The data manager
Stats Homework employs a simple spreadsheet-style data manager:
To enter data, simply enter data into a cell, and then move to another cell by pressing the enter key, the tab key, or one of the arrow keys. The data manager accepts numeric and non-numeric data. Notice that the first cell is in blue — this is the active cell that is ready to accept data.
Example. Enter the numbers 1 to 10 in the first column of the data manager. Next, click on the yellow column heading (currently “Var #1); this is how you change a variable name. You will be presented with this dialog:
Enter a new variable name for your variable, and click “Update Variable.” You should always label your data — so let’s get you in that habit right away!
Another thing that you should always do is to save your data. Pull down the File menu and choose Save Data As. Choose a file location and a file name. When you are done, your screen should look like this:
Notice that the file name you chose is now displayed at the bottom of the screen. Also note that the default format for the data files saved by Stats Homework is CSV (comma-separated values). It would be best if you add ‘.csv’ to the end of your file name. You can also save your data as tab-delimited data if you would like.
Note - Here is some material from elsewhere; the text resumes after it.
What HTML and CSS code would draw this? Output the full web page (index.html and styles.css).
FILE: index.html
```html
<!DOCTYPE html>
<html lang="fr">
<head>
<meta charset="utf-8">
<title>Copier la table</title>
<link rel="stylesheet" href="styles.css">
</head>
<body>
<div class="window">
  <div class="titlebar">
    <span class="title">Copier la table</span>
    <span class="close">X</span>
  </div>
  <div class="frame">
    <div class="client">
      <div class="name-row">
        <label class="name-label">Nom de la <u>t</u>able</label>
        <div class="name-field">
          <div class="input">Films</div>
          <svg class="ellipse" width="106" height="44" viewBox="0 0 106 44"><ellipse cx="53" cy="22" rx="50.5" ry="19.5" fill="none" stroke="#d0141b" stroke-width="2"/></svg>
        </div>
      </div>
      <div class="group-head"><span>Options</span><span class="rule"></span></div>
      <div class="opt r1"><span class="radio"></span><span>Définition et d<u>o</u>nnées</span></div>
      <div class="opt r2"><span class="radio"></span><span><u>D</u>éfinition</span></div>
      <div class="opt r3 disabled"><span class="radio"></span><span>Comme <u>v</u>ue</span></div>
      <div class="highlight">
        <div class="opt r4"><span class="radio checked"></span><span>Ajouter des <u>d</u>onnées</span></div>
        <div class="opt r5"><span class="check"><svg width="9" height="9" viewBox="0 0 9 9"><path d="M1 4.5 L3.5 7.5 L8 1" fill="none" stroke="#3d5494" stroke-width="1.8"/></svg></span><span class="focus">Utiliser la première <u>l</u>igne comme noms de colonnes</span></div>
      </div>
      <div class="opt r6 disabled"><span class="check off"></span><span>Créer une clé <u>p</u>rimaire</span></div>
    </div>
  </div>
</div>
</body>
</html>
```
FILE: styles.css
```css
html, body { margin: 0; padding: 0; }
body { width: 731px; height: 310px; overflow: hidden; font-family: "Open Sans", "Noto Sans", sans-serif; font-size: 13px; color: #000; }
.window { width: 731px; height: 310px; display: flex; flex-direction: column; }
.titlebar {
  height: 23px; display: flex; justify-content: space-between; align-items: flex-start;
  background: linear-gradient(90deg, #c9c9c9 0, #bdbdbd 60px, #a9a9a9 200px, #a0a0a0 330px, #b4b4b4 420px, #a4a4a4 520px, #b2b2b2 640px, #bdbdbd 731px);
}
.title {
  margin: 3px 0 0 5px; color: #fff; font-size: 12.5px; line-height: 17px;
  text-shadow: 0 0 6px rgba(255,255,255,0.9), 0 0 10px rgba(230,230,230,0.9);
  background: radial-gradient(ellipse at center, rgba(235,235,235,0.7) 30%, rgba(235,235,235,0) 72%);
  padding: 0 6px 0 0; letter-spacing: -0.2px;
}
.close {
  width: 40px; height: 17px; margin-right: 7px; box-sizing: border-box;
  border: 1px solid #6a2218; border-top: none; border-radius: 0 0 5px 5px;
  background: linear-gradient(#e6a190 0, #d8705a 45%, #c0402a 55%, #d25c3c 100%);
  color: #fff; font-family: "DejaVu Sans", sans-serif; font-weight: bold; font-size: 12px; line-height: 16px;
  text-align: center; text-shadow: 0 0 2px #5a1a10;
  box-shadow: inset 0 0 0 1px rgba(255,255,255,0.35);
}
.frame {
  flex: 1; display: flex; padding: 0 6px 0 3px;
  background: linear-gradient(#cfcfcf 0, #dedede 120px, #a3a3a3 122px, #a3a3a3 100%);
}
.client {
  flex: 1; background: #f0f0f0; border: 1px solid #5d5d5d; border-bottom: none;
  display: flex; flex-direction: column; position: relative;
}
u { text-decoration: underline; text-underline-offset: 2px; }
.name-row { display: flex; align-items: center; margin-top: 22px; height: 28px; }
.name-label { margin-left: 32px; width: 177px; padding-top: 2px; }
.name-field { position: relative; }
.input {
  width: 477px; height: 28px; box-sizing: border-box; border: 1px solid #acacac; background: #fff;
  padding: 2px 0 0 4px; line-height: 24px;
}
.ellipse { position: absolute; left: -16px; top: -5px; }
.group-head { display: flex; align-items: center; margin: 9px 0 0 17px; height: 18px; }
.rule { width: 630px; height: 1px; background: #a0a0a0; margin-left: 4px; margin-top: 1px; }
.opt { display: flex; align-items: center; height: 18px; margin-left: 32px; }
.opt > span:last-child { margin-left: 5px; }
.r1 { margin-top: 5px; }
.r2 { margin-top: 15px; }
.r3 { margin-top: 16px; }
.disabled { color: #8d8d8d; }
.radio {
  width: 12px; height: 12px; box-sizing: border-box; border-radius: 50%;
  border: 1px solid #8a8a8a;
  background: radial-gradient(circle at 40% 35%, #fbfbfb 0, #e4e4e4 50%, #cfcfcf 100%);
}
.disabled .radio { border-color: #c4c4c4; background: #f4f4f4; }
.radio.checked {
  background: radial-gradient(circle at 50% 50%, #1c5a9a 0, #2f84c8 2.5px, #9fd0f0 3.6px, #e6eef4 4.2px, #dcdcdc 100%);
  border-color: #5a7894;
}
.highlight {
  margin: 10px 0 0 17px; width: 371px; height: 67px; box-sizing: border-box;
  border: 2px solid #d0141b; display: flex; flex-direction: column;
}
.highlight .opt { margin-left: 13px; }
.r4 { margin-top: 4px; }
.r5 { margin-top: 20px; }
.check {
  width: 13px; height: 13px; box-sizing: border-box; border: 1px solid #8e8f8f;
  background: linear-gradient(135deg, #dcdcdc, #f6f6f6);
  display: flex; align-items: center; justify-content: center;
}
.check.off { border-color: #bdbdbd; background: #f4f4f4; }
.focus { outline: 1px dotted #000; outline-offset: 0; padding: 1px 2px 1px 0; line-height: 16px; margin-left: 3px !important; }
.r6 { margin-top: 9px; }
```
Let’s explore some of the data manipulation tools built into Stats Homework. Pull down the Data menu and choose Sort Variables:
Click once on your variable name, click Sort Descending, and then click the Sort button. Your data will now be ordered from 10 down to 1.
Now, pull down the Data menu and choose Rescale Data:
Click once on your variable name, click X – Mean, and then click the Begin button. Your screen should now look this this:
You just generated the deviations about the mean for your data. The mean for these data is 5.50. So, each score in the second column is equal to the score in the first column minus 5.50. Notice how the second column is automatically given a label. Just for practice, use the Rescale Data dialog to compute the square of each of these deviation scores.
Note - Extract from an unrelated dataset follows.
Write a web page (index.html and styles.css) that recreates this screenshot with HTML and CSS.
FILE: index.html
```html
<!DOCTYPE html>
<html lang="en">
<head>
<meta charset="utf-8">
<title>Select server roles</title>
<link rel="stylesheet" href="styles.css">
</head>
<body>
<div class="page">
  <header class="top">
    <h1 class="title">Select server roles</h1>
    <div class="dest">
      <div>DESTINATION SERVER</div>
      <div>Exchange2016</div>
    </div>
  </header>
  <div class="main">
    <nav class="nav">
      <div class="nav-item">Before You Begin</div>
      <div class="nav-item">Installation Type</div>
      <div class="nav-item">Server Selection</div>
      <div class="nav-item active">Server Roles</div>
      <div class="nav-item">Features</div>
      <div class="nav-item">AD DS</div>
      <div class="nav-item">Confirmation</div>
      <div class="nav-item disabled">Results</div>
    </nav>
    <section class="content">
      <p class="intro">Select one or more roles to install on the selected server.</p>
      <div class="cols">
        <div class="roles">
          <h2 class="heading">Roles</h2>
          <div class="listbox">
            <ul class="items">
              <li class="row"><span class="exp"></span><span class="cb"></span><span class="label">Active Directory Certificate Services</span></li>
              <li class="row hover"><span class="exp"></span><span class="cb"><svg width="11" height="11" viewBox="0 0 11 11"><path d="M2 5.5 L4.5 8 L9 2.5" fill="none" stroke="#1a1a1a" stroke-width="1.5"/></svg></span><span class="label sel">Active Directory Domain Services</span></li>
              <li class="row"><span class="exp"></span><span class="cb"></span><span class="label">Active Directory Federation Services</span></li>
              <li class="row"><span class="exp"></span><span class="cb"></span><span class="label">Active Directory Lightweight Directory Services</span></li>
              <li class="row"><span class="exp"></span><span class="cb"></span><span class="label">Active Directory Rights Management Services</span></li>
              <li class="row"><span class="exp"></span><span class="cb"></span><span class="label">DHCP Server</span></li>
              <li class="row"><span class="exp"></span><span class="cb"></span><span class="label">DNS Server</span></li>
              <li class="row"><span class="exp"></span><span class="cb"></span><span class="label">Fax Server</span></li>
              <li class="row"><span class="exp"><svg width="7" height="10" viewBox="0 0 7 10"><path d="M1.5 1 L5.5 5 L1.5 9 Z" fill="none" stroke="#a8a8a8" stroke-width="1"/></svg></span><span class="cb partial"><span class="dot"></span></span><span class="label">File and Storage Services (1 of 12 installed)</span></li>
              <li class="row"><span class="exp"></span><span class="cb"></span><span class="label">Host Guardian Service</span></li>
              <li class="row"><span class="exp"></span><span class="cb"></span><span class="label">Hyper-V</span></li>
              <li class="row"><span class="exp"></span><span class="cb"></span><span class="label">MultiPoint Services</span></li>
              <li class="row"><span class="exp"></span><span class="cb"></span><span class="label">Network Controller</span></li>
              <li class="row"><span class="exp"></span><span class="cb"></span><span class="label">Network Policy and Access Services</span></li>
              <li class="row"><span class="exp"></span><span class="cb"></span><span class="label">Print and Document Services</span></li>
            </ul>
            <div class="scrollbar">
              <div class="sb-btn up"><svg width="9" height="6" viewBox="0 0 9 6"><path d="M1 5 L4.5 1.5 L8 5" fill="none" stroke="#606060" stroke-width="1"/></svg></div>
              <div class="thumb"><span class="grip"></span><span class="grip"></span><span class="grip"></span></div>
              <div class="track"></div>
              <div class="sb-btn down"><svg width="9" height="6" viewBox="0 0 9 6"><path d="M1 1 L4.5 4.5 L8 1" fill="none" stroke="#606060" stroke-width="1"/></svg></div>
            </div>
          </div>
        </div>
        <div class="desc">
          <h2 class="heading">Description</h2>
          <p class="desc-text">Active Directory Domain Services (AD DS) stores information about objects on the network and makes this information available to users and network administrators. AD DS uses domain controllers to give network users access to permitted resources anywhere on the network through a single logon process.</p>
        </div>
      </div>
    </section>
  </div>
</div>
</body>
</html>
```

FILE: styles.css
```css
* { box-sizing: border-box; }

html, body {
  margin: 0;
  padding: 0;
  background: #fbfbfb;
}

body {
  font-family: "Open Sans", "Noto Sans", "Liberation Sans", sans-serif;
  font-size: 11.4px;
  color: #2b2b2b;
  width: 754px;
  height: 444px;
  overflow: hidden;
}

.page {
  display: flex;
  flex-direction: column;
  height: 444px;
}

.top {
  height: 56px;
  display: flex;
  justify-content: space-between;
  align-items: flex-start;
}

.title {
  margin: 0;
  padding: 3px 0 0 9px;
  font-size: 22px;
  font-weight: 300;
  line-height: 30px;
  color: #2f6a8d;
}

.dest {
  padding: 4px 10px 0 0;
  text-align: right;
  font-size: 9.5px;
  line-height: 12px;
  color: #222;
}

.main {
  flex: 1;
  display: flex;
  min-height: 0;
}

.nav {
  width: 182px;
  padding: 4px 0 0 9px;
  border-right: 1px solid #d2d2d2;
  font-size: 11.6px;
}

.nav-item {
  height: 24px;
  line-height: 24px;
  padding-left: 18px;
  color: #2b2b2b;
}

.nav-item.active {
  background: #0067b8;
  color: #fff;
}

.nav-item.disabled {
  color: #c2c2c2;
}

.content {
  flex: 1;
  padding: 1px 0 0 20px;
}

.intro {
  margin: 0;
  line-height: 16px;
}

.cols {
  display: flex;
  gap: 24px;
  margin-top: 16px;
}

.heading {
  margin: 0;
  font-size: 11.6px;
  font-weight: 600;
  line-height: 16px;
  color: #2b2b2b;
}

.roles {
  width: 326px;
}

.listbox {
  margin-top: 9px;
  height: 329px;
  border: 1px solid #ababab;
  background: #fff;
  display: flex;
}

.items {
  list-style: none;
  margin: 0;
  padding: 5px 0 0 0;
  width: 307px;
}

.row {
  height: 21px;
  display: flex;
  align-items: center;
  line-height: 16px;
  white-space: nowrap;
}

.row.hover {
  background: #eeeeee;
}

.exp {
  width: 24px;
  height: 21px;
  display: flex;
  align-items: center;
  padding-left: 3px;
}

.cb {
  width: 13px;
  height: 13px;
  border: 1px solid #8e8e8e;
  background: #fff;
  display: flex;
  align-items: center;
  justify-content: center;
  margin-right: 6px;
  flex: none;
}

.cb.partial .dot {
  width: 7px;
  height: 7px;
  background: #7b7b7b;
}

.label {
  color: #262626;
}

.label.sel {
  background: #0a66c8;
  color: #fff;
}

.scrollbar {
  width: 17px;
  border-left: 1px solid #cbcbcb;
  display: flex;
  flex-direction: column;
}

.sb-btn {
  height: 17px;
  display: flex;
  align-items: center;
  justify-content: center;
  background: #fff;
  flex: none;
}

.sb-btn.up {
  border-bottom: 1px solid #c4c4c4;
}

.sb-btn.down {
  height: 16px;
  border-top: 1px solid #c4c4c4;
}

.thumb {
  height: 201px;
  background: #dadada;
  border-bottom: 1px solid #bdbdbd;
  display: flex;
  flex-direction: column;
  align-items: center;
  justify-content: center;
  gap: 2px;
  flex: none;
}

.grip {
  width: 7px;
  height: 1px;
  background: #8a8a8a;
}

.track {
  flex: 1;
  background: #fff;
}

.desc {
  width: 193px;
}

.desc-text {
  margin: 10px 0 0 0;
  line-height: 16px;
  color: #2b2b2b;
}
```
Re-save your data and spend some time exploring the features of the data manager. You will find that it is very easy for you to use and that it has a variety of helpful functions built into it.
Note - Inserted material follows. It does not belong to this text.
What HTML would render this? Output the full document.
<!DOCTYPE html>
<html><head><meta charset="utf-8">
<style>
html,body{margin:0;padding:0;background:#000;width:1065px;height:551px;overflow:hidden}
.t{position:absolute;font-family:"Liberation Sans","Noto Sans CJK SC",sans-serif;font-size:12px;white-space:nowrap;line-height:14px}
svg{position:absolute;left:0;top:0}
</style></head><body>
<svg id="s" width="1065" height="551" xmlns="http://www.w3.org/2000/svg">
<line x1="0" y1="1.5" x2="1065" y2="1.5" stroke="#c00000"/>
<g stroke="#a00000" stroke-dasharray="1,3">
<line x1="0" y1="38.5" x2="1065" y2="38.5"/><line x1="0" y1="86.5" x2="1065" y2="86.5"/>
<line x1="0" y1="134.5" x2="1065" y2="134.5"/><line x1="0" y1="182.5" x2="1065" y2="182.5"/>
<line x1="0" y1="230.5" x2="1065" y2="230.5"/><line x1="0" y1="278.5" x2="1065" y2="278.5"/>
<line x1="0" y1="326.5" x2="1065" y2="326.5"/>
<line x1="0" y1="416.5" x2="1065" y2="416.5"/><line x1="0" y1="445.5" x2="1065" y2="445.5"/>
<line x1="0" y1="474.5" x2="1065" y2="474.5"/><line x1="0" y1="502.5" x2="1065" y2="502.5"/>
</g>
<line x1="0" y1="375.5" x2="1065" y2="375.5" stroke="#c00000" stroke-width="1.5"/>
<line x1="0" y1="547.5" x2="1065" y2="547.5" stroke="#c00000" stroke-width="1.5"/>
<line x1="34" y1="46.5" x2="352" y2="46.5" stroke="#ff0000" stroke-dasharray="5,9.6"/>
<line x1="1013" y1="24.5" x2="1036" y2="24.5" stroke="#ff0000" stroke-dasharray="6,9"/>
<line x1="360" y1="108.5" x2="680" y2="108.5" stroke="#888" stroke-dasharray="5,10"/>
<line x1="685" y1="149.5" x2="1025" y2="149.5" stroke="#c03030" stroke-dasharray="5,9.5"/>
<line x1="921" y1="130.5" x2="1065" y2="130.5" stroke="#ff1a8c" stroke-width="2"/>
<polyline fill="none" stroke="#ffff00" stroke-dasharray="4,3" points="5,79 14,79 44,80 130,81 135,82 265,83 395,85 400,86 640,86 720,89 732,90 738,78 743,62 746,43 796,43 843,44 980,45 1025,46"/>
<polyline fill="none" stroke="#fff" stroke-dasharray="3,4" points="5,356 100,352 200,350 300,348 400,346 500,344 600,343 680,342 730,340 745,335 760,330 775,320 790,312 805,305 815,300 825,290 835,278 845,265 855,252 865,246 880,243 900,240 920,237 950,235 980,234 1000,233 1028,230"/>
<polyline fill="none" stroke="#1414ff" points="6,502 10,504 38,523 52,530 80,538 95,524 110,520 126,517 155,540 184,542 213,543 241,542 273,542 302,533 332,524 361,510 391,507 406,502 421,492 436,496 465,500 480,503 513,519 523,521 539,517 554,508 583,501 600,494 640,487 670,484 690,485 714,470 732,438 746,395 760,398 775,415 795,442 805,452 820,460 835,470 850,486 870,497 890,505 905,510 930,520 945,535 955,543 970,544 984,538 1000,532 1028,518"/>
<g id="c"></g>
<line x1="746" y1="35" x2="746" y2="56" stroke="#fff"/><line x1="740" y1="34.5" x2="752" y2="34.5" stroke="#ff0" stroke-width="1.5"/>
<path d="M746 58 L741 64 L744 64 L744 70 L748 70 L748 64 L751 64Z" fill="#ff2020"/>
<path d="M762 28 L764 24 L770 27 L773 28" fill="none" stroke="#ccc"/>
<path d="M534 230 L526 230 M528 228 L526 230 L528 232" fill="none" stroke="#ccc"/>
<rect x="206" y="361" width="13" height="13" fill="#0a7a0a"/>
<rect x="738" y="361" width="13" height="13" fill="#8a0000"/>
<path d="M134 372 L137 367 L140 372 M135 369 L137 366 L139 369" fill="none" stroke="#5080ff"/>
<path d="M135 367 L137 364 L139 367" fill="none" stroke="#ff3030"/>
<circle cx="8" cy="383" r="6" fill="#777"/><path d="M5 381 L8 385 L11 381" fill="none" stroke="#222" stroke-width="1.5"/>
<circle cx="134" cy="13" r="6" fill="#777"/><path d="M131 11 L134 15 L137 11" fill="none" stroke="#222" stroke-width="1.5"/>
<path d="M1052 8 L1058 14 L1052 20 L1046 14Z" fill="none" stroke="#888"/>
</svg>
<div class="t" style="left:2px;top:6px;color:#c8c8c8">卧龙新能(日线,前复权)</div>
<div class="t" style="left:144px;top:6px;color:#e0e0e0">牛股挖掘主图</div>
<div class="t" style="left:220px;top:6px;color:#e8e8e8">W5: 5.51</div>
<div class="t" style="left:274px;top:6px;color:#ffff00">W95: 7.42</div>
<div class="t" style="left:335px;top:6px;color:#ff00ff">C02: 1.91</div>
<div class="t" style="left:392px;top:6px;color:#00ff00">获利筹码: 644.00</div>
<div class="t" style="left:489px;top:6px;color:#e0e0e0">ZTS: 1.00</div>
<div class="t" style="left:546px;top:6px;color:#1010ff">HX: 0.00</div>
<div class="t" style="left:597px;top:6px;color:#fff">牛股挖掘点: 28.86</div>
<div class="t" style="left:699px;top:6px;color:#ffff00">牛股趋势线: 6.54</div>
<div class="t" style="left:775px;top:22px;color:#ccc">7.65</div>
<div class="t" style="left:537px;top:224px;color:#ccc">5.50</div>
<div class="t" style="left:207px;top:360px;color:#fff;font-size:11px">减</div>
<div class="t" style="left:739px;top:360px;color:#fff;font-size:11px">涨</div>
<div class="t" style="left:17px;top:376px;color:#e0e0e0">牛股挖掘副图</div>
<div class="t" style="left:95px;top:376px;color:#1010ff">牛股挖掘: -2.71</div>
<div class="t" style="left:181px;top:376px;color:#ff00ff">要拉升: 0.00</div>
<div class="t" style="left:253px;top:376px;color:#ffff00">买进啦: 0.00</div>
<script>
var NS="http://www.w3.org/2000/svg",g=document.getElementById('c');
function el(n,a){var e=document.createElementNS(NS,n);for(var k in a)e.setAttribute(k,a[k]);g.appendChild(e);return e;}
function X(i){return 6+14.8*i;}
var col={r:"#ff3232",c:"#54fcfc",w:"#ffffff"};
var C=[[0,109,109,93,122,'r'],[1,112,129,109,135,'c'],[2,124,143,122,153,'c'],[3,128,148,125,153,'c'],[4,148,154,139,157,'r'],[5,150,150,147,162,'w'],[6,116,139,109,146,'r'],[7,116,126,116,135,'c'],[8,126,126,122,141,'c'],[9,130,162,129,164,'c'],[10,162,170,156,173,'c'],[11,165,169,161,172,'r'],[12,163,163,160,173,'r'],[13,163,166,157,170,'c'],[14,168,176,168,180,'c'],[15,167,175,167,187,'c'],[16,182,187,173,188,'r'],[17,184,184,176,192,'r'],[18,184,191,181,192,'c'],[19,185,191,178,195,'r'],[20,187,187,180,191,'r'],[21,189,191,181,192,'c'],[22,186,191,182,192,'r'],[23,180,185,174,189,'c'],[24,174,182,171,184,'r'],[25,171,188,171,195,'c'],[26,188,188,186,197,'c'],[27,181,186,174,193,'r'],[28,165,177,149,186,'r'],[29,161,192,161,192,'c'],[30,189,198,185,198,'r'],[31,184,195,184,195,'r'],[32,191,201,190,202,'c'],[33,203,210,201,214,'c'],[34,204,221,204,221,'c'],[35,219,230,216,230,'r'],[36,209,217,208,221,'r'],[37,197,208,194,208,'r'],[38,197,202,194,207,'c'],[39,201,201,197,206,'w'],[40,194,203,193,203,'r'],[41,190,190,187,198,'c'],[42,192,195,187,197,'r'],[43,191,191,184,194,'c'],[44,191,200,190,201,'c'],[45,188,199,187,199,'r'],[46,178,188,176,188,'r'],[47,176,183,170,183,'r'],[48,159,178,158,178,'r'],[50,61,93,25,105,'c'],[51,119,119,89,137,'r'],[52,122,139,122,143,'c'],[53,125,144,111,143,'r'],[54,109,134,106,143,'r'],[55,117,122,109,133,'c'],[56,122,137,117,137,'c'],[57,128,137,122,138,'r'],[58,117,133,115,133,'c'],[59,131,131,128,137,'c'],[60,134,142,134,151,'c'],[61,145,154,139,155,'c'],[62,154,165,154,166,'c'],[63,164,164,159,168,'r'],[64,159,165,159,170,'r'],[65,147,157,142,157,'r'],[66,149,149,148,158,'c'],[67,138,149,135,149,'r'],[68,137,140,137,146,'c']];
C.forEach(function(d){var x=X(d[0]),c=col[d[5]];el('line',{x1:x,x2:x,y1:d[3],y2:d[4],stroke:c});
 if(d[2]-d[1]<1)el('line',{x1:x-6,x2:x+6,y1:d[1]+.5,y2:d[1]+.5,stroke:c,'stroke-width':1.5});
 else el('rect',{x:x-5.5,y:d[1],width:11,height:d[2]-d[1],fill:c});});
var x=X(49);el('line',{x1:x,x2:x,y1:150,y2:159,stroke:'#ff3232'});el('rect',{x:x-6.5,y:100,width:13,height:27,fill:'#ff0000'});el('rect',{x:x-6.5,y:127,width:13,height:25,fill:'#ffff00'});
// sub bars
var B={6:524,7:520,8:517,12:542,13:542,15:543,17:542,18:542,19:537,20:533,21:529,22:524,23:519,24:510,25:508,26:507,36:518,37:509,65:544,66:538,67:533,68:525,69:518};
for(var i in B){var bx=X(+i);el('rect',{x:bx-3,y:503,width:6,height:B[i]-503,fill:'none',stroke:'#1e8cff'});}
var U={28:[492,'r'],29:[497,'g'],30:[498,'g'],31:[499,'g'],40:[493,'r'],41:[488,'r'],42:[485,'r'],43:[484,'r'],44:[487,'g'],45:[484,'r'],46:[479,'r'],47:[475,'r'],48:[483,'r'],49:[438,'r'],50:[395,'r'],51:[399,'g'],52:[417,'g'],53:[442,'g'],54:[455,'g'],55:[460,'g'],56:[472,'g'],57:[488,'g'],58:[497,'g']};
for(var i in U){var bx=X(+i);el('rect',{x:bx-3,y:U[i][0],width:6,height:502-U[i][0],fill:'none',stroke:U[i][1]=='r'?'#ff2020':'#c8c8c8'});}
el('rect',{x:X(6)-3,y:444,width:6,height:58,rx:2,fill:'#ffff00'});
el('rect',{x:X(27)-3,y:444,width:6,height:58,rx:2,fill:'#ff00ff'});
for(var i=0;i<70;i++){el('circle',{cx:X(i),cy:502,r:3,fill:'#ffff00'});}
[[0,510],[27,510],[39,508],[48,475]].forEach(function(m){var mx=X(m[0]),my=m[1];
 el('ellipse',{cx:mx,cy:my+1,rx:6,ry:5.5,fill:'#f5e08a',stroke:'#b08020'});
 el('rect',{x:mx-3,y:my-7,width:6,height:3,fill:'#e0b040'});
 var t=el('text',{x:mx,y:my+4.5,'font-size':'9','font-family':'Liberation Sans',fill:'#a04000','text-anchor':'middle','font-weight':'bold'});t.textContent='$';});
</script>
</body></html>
Pasting Data From Other Programs
If your data happen to already be entered into a spreadsheet such as Microsoft Excel, or Open Office, you can easily transfer the data from that program to Stats Homework. Simply highlight the data in your spread sheet and copy these data to the clipboard by pressing Ctrl-C. Then, pull down the Edit menu in Stats Homework, and select “Paste Data from Clipboard.” If this approach does not work well for you, use the file transfer procedure described next.
Importing Data Files from Other Programs
Stats Homework reads and writes CSV and tab-delimited files — the default format is CSV. A delimiter is a specific character that you use to separate data in your data file. In a CSV file there is a comma between each score within an observation (line), and then there is a carriage return (i.e. the enter key) at the end of each line.
The first line in the file should include the name(s) of the variable(s). Each line below the first contain the data. So a CSV data file will look something like this:
Variable_Name_#1,Variable_Name#2,Variable_Name_#3
score,score,score
score,score,score
score,score,score
You can create CSV and tab-delimited files in a number of different programs. For example, spreadsheet programs like Microsoft Excel® are very powerful data managers. Let’s say that you have a data set in Excel that you would like to analyze with Stats Homework. Here are the data from the one-factor ANOVA problem:
Note that the variable names are in the first row of data, and the data follow — one column for each variable, one row for each observation.
To export the data, pull down the File menu, and choose Save As. You will be presented with a dialog window:
Change the file type to CSV or to Text(Tab Delimited), then give your file a new file name, and then click the Save button. When saving CSV files, make sure to add ‘.csv’ to the end of your filename.
Generating Random/Simulated Data
Stats Homework includes a number of routines that can be used to generate random simulated data sets that you might use for a statistical analysis. Let’s work with one example to illustrate the function of these procedures.
Pull down the Data menu, click Simulate Data, and then click Simulate Data for a Descriptive Study. You will be presented with this dialog window:
We will simulate a sample of exam scores similar to those that you might see on a typical college exam. Specify that you would like to create one variable with 50 observations. Specify that you would like the mean to be 75 with a standard deviation of 10. Specify that you would like to round the scores. When your dialog window looks like the one above, press the Begin button.
You will find that your data manager now has a new variable with 50 scores. Investigate these scores with the explore procedure, and create a histogram of these data. You will find that your scores will not have a mean and standard deviation of exactly 75 and 10, respectively, but they will tend to be quite close to this.
For practice, repeat this procedure and vary the sample size. You should notice that when you choose a larger n (e.g., over 100), your sample statistics will tend to be closer to the parameters that you specify.